Ultimately, Given said he hopes to resolve the FDA's concerns when he meets with the agency over the next 30 days and remains just as optimistic that Thelin will soon hit the U.S. market -- without further clinical work -- as he was in March.

But some analysts have been steering investors away from Encysive and toward Myogen in the meantime. Take Geoffrey Meacham of JPMorgan, for example. Already a Myogen bull, Meacham predicted on Monday that the company's own PAH drug -- known as Ambrisentan -- will beat Thelin to the market and start racking up significant sales beginning next year. By 2010, he looks for Ambrisentan to hit peak sales of $600 million.

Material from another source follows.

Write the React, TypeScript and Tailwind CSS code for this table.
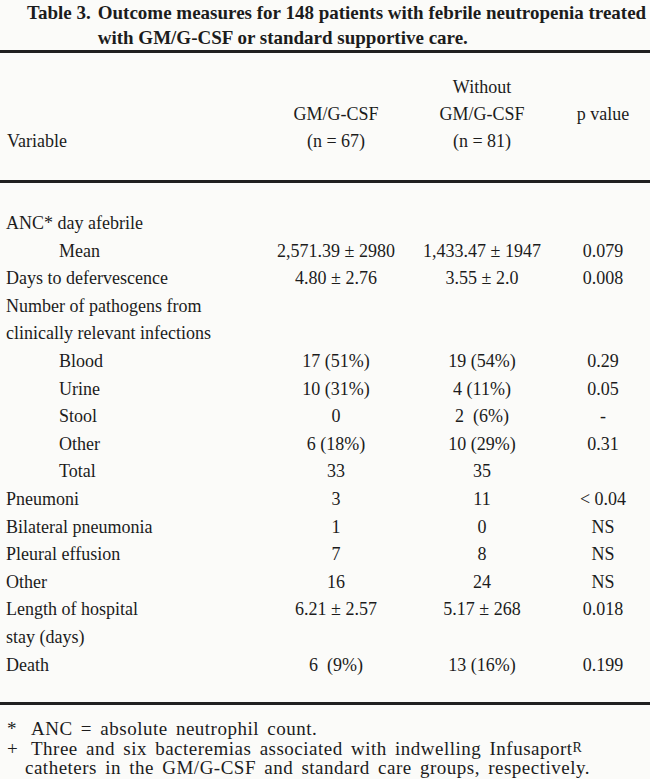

He now sees Thelin generating just one-eighth of that amount.

Meacham's firm counts Myogen and Encysive as investment banking clients and owns stock in both companies. His firm lists itself as a "major shareholder" of Myogen.

Robert Lawton, vice president of Source Capital, has by now exited positions in both stocks. Previously, he had a large short position in Myogen -- which he cashed in ahead of this week's run-up -- and a small long position in Encysive that had started to make him feel nervous.

"I felt that the stock wasn't acting right going into the FDA decision," Lawton explained. "I truly feel sorry for the shareholders. In light of the recent European Union approval, this second FDA request was difficult to anticipate and must be heartbreaking for them."

But Given, for one, continues to hope for a hard-fought victory in the end.

He compared the current situation to being "first and goal on the 1-yard line. You're not in," he said. "But it's not a bad place to be."